User-directed dialog — The user directs the computer to perform an action, and the computer responds by presenting the results of the action to the user.
Mixed initiative dialog — This is a mixture of system-directed and user-directed dialogs in which the human user and the system take turns "driving" the dialog.

The interaction manager may use (1) inputs form the user, (2) the session context, (3) external knowledge sources, and (4) disambiguation, correction, and configuration subdialogs to determine the user's focus and intent. Based on the user's focus and intent, the interaction manager also (1) maintains the context and state of the application, (2) manages the composition of inputs and synchronization across modes, (3) interfaces with business logic, and (4) produces output for presentation to the user. One way to implement a strategy for determining the user's focus and intent is a interaction script. A interaction script may be expressed in languages such as Tsuneo Nitta's XISL , or languages used for the control of user interfaces such as XHTML+Voice Profile or SALT . The interaction manager may make use of context and history to interpret the inputs. In some architectures, the interaction manager may be distributed across multiple components, utilizing an event based mechanism for coordination.

Application functions — Several application-specific functions provide database access, transaction processing, and application-specific calculations. The exact format of the interface to application functions is dependent upon the application and is outside the scope of this document.

3. Input Components

Figure 2 illustrates the various types of components within the input component.

recognition, interpretation and integation of inputs

Recognition component — Captures natural input from the user and translates the input into a form useful for later processing. The recognition component may use a grammar described by a grammar markup language. Example recognition components include:
- Speech — Converts spoken speech into text. The automatic speech recognition component uses an acoustic model, a language model, and a grammar specified using the W3C Speech Recognition Grammar or the Stochastic Language Model (N-Gram) Specification to convert human speech into words specified by the grammar.
- Handwriting — Converts handwritten symbols and messages into text. The handwriting recognition component may use a handwritten gesture model, a language model, and a grammar to convert handwriting into words specified in a grammar.
- Keyboarding — Converts key presses into textual characters
- Pointing device — Converts button presses into x-y positions on a two-dimensional surface
Other input recognition components may include vision, sign language, DTMF, biometrics, tactile input, speaker verification, handwritten identification, and other input modes yet to be invented.
Interpretation component — May further process the results of recognition components. Each interpretation component identifies the "meaning" or "semantics" intended by the user. For example, many words that users utter such as "yes," "affirmative," "sure," and "I agree," could be represented as "yes."
Integration component — Combines the output from several interpretation components

Some or all of the functionality of this component could be implemented as part of the recognition, interpretation, or interaction components. For example, audio-visual speech recognition may integrate lip movement recognition and speech recognition as part of a lip reading component, as part of the speech recognition component, or integrated within a separate integration component. As another example, the two input modes of speaking and pointing are used in

"put that," (point to an object), "there," (point to a location)
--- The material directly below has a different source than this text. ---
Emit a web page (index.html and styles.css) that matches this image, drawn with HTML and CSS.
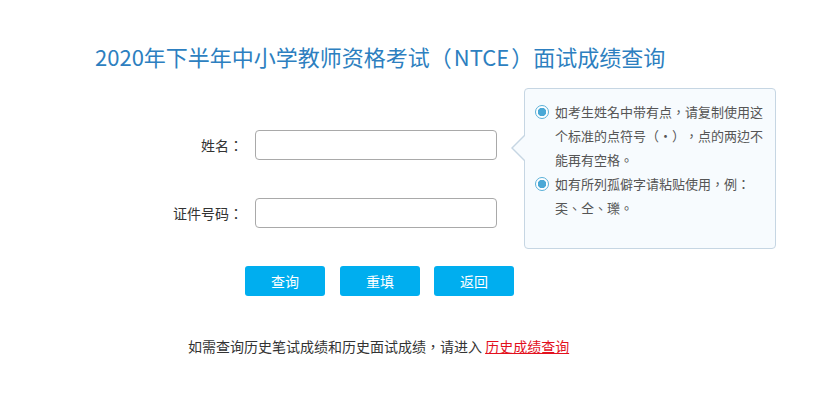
FILE: index.html
```html
<!DOCTYPE html>
<html lang="zh-CN">
<head>
  <meta charset="UTF-8" />
  <title>2020年下半年中小学教师资格考试（NTCE）面试成绩查询</title>
  <link rel="stylesheet" href="styles.css">
</head>
<body>
  <h1 class="title">2020年下半年中小学教师资格考试（<span class="abbr">NTCE</span>）面试成绩查询</h1>

  <div class="content">
    <div class="form">
      <div class="row">
        <label for="xm">姓名<span class="pn" lang="zh-TW">：</span></label>
        <input id="xm" type="text" />
      </div>
      <div class="row">
        <label for="zjhm">证件号码<span class="pn" lang="zh-TW">：</span></label>
        <input id="zjhm" type="text" />
      </div>
      <div class="buttons">
        <button class="btn">查询</button>
        <button class="btn">重填</button>
        <button class="btn">返回</button>
      </div>
    </div>

    <div class="tip">
      <div class="tip-item">
        <span class="dot"></span>
        <p class="pn" lang="zh-TW">如考生姓名中带有点，请复制使用这个标准的点符号（·），点的两边不能再有空格。</p>
      </div>
      <div class="tip-item">
        <span class="dot"></span>
        <p class="pn" lang="zh-TW">如有所列孤僻字请粘贴使用，例：<br>奀、仝、瓅。</p>
      </div>
    </div>
  </div>

  <p class="history">如需查询历史笔试成绩和历史面试成绩<span class="pn" lang="zh-TW">，</span>请进入 <a href="#">历史成绩查询</a></p>
</body>
</html>
```

FILE: styles.css
```css
body {
  margin: 0;
  background: #fff;
  color: #333;
  font-family: "Noto Sans CJK SC", "Noto Sans", sans-serif;
  text-spacing-trim: space-all;
}

/* centred full-width punctuation, as on the original page */
.pn {
  font-family: "Noto Sans CJK TC", "Noto Sans CJK SC", sans-serif;
}

.title {
  margin: 41px 0 0 95px;
  font-size: 22px;
  line-height: 30px;
  font-weight: normal;
  color: #2d7fc0;
}

.title .abbr {
  padding: 0 2px;
}

.content {
  display: flex;
  align-items: flex-start;
  margin-top: 17px;
}

.form {
  flex: none;
  width: 497px;
  padding-top: 42px;
}

.row {
  display: flex;
  align-items: center;
  margin-bottom: 38px;
}

.row label {
  width: 243px;
  margin-right: 12px;
  text-align: right;
  font-size: 14px;
  color: #333;
}

.row input {
  width: 242px;
  height: 30px;
  box-sizing: border-box;
  border: 1px solid #a9a9a9;
  border-radius: 4px;
  outline: none;
  padding: 0 6px;
  font-size: 14px;
}

.buttons {
  display: flex;
  gap: 15px;
  padding-left: 245px;
  width: 280px;
}

.btn {
  flex: none;
  width: 80px;
  height: 30px;
  border: none;
  border-radius: 3px;
  background: #00aeef;
  color: #fff;
  font-family: inherit;
  font-size: 14px;
  cursor: pointer;
}

.btn:last-child {
  margin-left: -1px;
}

.tip {
  position: relative;
  margin-left: 27px;
  width: 252px;
  height: 161px;
  box-sizing: border-box;
  padding: 11px 10px 0 10px;
  background: #f7fbfe;
  border: 1px solid #c6d6e3;
  border-radius: 4px;
}

.tip::before,
.tip::after {
  content: "";
  position: absolute;
  top: 45px;
  width: 0;
  height: 0;
  border-style: solid;
}

.tip::before {
  left: -14px;
  border-width: 14px 14px 14px 0;
  border-color: transparent #c6d6e3 transparent transparent;
}

.tip::after {
  left: -12px;
  top: 46px;
  border-width: 13px 13px 13px 0;
  border-color: transparent #f7fbfe transparent transparent;
}

.tip-item {
  display: flex;
  align-items: flex-start;
}

.tip-item p {
  margin: 0;
  flex: 1;
  font-size: 13px;
  line-height: 24px;
  color: #555;
}

.dot {
  flex: none;
  width: 12px;
  height: 12px;
  margin: 5px 6px 0 0;
  border: 1px solid #5ab0d8;
  border-radius: 50%;
  background: radial-gradient(circle, #4aa8d6 0, #4aa8d6 4px, #fff 4.5px);
}

.history {
  margin: 40px 0 0 188px;
  font-size: 14px;
  color: #333;
}

.history a {
  color: #e3101d;
  text-decoration: underline;
}
```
and may be integrated within a separate integration component or may be integrated within the interaction manager component.

Either the user or the system may create information that may be routed directly to the interaction manager without being encoded in EMMA. For example, audio is recorded for later replay or a sequence of keystrokes is captured during the creation of a macro.

Information generated by other system components may be integrated with user input by the integration component. For example, a GPS system generates the current location of the user, or a banking application generates an overdraft to prohibit the user from making additional purchases.

The output for each interpretation component may be expressed using EMMA, a language for representing the semantics or meaning of data.

4. Output Components

Figure 3 illustrates the components within the output component.

Use of EMMA to drive output modes

Generation component — The generation component determines which output mode or modes will be used for presenting information from the interaction manager to the user. The generation component may select a single output mode or it may select complementary or supplementary modes. The "internal representation" language used to describe the output from the generation component is under discussion by the working group.

Information from the interaction manager may be routed directly to the appropriate rendering device without being encoded in an internal representation. For example, recorded audio is send directly to the audio system.

Styling component — This component adds information about how the information is "layed out." For example, the styling component for a display specifies how graphical objects are positioned on a canvas, while the styling component for audio may insert pauses and voice inflections into text which will be rendered by a speech synthesizer. Cascading Style Sheets (CSS) could be used to modify voice output.
Rendering component — The rendering component converts the information from the styling component into a format that is easily understood by the user. For example, a graphics rendering component rectangle displays a vector of points as a curved line, and a speech synthesis system converts text into synthesized voice.

Each of the output modes has both a styling and rendering component.

The voice styling component constructs text strings containing Speech Synthesis Markup Language tags describing how the words should be pronounced. This is converted to voice by the voice rendering component. The voice styling component may also select prerecorded audio files for replay by the voice rendering component.

The graphics styling component creates XHTML, XHTML Basic, or SVG markup tags describing how the graphics should be rendered. The graphics rendering component converts the output from the graphics styling component into graphics displayed to the user.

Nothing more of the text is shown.